## Material
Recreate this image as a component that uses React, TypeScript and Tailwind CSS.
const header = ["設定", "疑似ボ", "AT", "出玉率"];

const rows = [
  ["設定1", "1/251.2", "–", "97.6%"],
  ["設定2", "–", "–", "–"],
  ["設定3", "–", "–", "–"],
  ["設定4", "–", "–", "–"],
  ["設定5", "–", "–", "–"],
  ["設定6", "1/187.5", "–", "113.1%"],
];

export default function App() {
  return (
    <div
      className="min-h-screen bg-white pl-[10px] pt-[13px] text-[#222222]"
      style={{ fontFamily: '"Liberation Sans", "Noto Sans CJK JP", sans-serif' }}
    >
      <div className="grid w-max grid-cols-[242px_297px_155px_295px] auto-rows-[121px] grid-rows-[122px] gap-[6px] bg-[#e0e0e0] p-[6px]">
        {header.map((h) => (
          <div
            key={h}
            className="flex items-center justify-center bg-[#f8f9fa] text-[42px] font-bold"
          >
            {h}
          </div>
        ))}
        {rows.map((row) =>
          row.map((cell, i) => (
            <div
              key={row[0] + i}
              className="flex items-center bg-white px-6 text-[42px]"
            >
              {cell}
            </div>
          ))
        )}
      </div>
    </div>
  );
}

## Required task
Quote each line of the data above exactly as written.

## Result of this exercise
Recreate this image as a component that uses React, TypeScript and Tailwind CSS.
const header = ["設定", "疑似ボ", "AT", "出玉率"];

const rows = [
  ["設定1", "1/251.2", "–", "97.6%"],
  ["設定2", "–", "–", "–"],
  ["設定3", "–", "–", "–"],
  ["設定4", "–", "–", "–"],
  ["設定5", "–", "–", "–"],
  ["設定6", "1/187.5", "–", "113.1%"],
];

export default function App() {
  return (
    <div
      className="min-h-screen bg-white pl-[10px] pt-[13px] text-[#222222]"
      style={{ fontFamily: '"Liberation Sans", "Noto Sans CJK JP", sans-serif' }}
    >
      <div className="grid w-max grid-cols-[242px_297px_155px_295px] auto-rows-[121px] grid-rows-[122px] gap-[6px] bg-[#e0e0e0] p-[6px]">
        {header.map((h) => (
          <div
            key={h}
            className="flex items-center justify-center bg-[#f8f9fa] text-[42px] font-bold"
          >
            {h}
          </div>
        ))}
        {rows.map((row) =>
          row.map((cell, i) => (
            <div
              key={row[0] + i}
              className="flex items-center bg-white px-6 text-[42px]"
            >
              {cell}
            </div>
          ))
        )}
      </div>
    </div>
  );
}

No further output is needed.